### PROVIDED DATA
------------------------------

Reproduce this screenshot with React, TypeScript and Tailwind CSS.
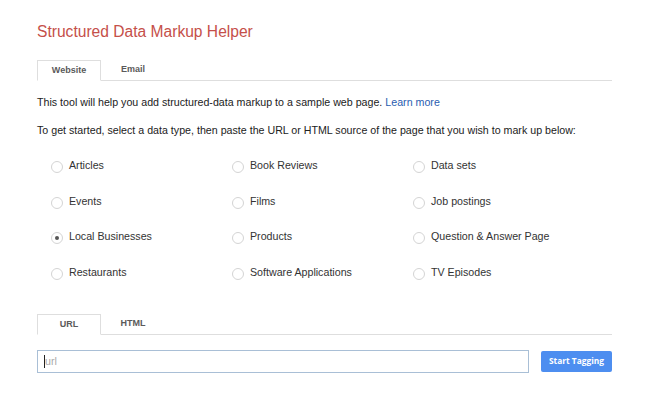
import React from "react";

const types = [
  ["Articles", "Book Reviews", "Data sets"],
  ["Events", "Films", "Job postings"],
  ["Local Businesses", "Products", "Question & Answer Page"],
  ["Restaurants", "Software Applications", "TV Episodes"],
];

function Radio({ checked }: { checked?: boolean }) {
  return (
    <span className="w-[12px] h-[12px] rounded-full border border-[#d4d4d4] bg-white flex items-center justify-center shrink-0 mt-[3px]">
      {checked && <span className="w-[4px] h-[4px] rounded-full bg-[#555]" />}
    </span>
  );
}

function Tabs({ a, b }: { a: string; b: string }) {
  return (
    <div className="flex h-[21px] border-b border-[#dedede] w-[575px]">
      <div className="w-[64px] h-[21px] border border-[#dedede] border-b-white bg-white flex items-center justify-center text-[9px] font-bold text-[#5a5a5a]">
        {a}
      </div>
      <div className="w-[64px] h-[20px] flex items-center justify-center text-[9px] font-bold text-[#5a5a5a]">
        {b}
      </div>
    </div>
  );
}

export default function App() {
  return (
    <div
      className="w-[660px] h-[397px] bg-white pl-[37px] pt-[22px]"
      style={{ fontFamily: '"Liberation Sans", Arial, sans-serif' }}
    >
      <h1 className="text-[15.6px] leading-[20px] text-[#c5504a]">Structured Data Markup Helper</h1>
      <div className="mt-[18px]">
        <Tabs a="Website" b="Email" />
      </div>
      <p className="mt-[14px] text-[10.66px] leading-[14px] text-[#222]">
        This tool will help you add structured-data markup to a sample web page.{" "}
        <span className="text-[#2a5db0]">Learn more</span>
      </p>
      <p className="mt-[14px] text-[10.66px] leading-[14px] text-[#222]">
        To get started, select a data type, then paste the URL or HTML source of the page that you wish to mark up below:
      </p>
      <div className="mt-[21px] pl-[14px] grid grid-cols-[181px_181px_181px]">
        {types.map((row, ri) =>
          row.map((t, ci) => (
            <div key={ri + "-" + ci} className="h-[35.5px] flex items-start gap-[6px]">
              <Radio checked={t === "Local Businesses"} />
              <span className="text-[10.66px] leading-[14px] text-[#333]">{t}</span>
            </div>
          ))
        )}
      </div>
      <div className="mt-[14px]">
        <Tabs a="URL" b="HTML" />
      </div>
      <div className="mt-[15px] flex items-center gap-[12px]">
        <div className="w-[492px] h-[23px] border border-[#a9bfd6] flex items-center pl-[6px]">
          <span className="w-px h-[13px] bg-[#222]" />
          <span className="text-[10.66px] text-[#aaa]">url</span>
        </div>
        <button
          className="w-[71px] h-[21px] bg-[#4d8ef0] rounded-[2px] text-white text-[8.4px] font-bold"
          style={{ fontFamily: '"Open Sans", sans-serif' }}
        >
          Start Tagging
        </button>
      </div>
    </div>
  );
}
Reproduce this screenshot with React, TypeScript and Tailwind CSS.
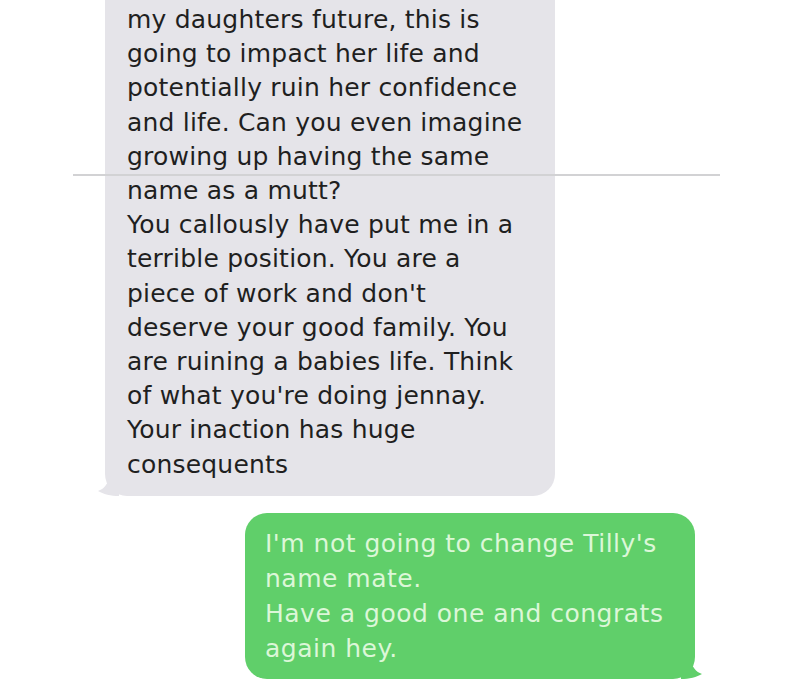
const textFont = "font-['DejaVu_Sans','Liberation_Sans',sans-serif]";

const incoming = [
  'my daughters future, this is',
  'going to impact her life and',
  'potentially ruin her confidence',
  'and life. Can you even imagine',
  'growing up having the same',
  'name as a mutt?',
  'You callously have put me in a',
  'terrible position. You are a',
  "piece of work and don't",
  'deserve your good family. You',
  'are ruining a babies life. Think',
  "of what you're doing jennay.",
  'Your inaction has huge',
  'consequents',
];

const outgoing = [
  "I'm not going to change Tilly's",
  'name mate.',
  'Have a good one and congrats',
  'again hey.',
];

function Tail({ color, flip }: { color: string; flip?: boolean }) {
  return (
    <svg
      width="22"
      height="22"
      viewBox="0 0 22 22"
      className={flip ? 'absolute -right-[8px] bottom-0 -scale-x-100' : 'absolute -left-[8px] bottom-0'}>
      <path d="M14 0 L22 0 L22 22 C14 22 6 20 1 17 C7 15 11 10 14 0 Z" fill={color} />
    </svg>
  );
}

export default function App() {
  return (
    <div className="relative h-[681px] w-[800px] overflow-hidden bg-white">
      <div className={`flex flex-col ${textFont} text-[25px]`}>
        <div className="relative -mt-[20px] ml-[105px] w-[450px] rounded-[22px] bg-[#e5e4e9] pb-[14px] pl-[22px] pt-[23px] leading-[34.2px] tracking-[0.2px] text-[#1f1f1f]">
          {incoming.map((line, i) => (
            <div key={i} className="whitespace-nowrap">
              {line}
            </div>
          ))}
          <Tail color="#e5e4e9" />
        </div>
        <div className="relative ml-[245px] mt-[17px] w-[450px] rounded-[22px] bg-[#60cf6a] pb-[13px] pl-[20px] pt-[13px] leading-[35px] tracking-[0.5px] text-[#dcf7d8]">
          {outgoing.map((line, i) => (
            <div key={i} className="whitespace-nowrap">
              {line}
            </div>
          ))}
          <Tail color="#60cf6a" flip />
        </div>
      </div>
      <div className="absolute left-[73px] top-[174px] h-[2px] w-[647px] bg-[#d2d2d4]" />
    </div>
  );
}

------------------------------

### SET TASK
Each entry shown above must be quoted exactly, with its pictures left out.

### OUTPUT BELOW
Reproduce this screenshot with React, TypeScript and Tailwind CSS.
import React from "react";

const types = [
  ["Articles", "Book Reviews", "Data sets"],
  ["Events", "Films", "Job postings"],
  ["Local Businesses", "Products", "Question & Answer Page"],
  ["Restaurants", "Software Applications", "TV Episodes"],
];

function Radio({ checked }: { checked?: boolean }) {
  return (
    <span className="w-[12px] h-[12px] rounded-full border border-[#d4d4d4] bg-white flex items-center justify-center shrink-0 mt-[3px]">
      {checked && <span className="w-[4px] h-[4px] rounded-full bg-[#555]" />}
    </span>
  );
}

function Tabs({ a, b }: { a: string; b: string }) {
  return (
    <div className="flex h-[21px] border-b border-[#dedede] w-[575px]">
      <div className="w-[64px] h-[21px] border border-[#dedede] border-b-white bg-white flex items-center justify-center text-[9px] font-bold text-[#5a5a5a]">
        {a}
      </div>
      <div className="w-[64px] h-[20px] flex items-center justify-center text-[9px] font-bold text-[#5a5a5a]">
        {b}
      </div>
    </div>
  );
}

export default function App() {
  return (
    <div
      className="w-[660px] h-[397px] bg-white pl-[37px] pt-[22px]"
      style={{ fontFamily: '"Liberation Sans", Arial, sans-serif' }}
    >
      <h1 className="text-[15.6px] leading-[20px] text-[#c5504a]">Structured Data Markup Helper</h1>
      <div className="mt-[18px]">
        <Tabs a="Website" b="Email" />
      </div>
      <p className="mt-[14px] text-[10.66px] leading-[14px] text-[#222]">
        This tool will help you add structured-data markup to a sample web page.{" "}
        <span className="text-[#2a5db0]">Learn more</span>
      </p>
      <p className="mt-[14px] text-[10.66px] leading-[14px] text-[#222]">
        To get started, select a data type, then paste the URL or HTML source of the page that you wish to mark up below:
      </p>
      <div className="mt-[21px] pl-[14px] grid grid-cols-[181px_181px_181px]">
        {types.map((row, ri) =>
          row.map((t, ci) => (
            <div key={ri + "-" + ci} className="h-[35.5px] flex items-start gap-[6px]">
              <Radio checked={t === "Local Businesses"} />
              <span className="text-[10.66px] leading-[14px] text-[#333]">{t}</span>
            </div>
          ))
        )}
      </div>
      <div className="mt-[14px]">
        <Tabs a="URL" b="HTML" />
      </div>
      <div className="mt-[15px] flex items-center gap-[12px]">
        <div className="w-[492px] h-[23px] border border-[#a9bfd6] flex items-center pl-[6px]">
          <span className="w-px h-[13px] bg-[#222]" />
          <span className="text-[10.66px] text-[#aaa]">url</span>
        </div>
        <button
          className="w-[71px] h-[21px] bg-[#4d8ef0] rounded-[2px] text-white text-[8.4px] font-bold"
          style={{ fontFamily: '"Open Sans", sans-serif' }}
        >
          Start Tagging
        </button>
      </div>
    </div>
  );
}
Reproduce this screenshot with React, TypeScript and Tailwind CSS.
const textFont = "font-['DejaVu_Sans','Liberation_Sans',sans-serif]";

const incoming = [
  'my daughters future, this is',
  'going to impact her life and',
  'potentially ruin her confidence',
  'and life. Can you even imagine',
  'growing up having the same',
  'name as a mutt?',
  'You callously have put me in a',
  'terrible position. You are a',
  "piece of work and don't",
  'deserve your good family. You',
  'are ruining a babies life. Think',
  "of what you're doing jennay.",
  'Your inaction has huge',
  'consequents',
];

const outgoing = [
  "I'm not going to change Tilly's",
  'name mate.',
  'Have a good one and congrats',
  'again hey.',
];

function Tail({ color, flip }: { color: string; flip?: boolean }) {
  return (
    <svg
      width="22"
      height="22"
      viewBox="0 0 22 22"
      className={flip ? 'absolute -right-[8px] bottom-0 -scale-x-100' : 'absolute -left-[8px] bottom-0'}>
      <path d="M14 0 L22 0 L22 22 C14 22 6 20 1 17 C7 15 11 10 14 0 Z" fill={color} />
    </svg>
  );
}

export default function App() {
  return (
    <div className="relative h-[681px] w-[800px] overflow-hidden bg-white">
      <div className={`flex flex-col ${textFont} text-[25px]`}>
        <div className="relative -mt-[20px] ml-[105px] w-[450px] rounded-[22px] bg-[#e5e4e9] pb-[14px] pl-[22px] pt-[23px] leading-[34.2px] tracking-[0.2px] text-[#1f1f1f]">
          {incoming.map((line, i) => (
            <div key={i} className="whitespace-nowrap">
              {line}
            </div>
          ))}
          <Tail color="#e5e4e9" />
        </div>
        <div className="relative ml-[245px] mt-[17px] w-[450px] rounded-[22px] bg-[#60cf6a] pb-[13px] pl-[20px] pt-[13px] leading-[35px] tracking-[0.5px] text-[#dcf7d8]">
          {outgoing.map((line, i) => (
            <div key={i} className="whitespace-nowrap">
              {line}
            </div>
          ))}
          <Tail color="#60cf6a" flip />
        </div>
      </div>
      <div className="absolute left-[73px] top-[174px] h-[2px] w-[647px] bg-[#d2d2d4]" />
    </div>
  );
}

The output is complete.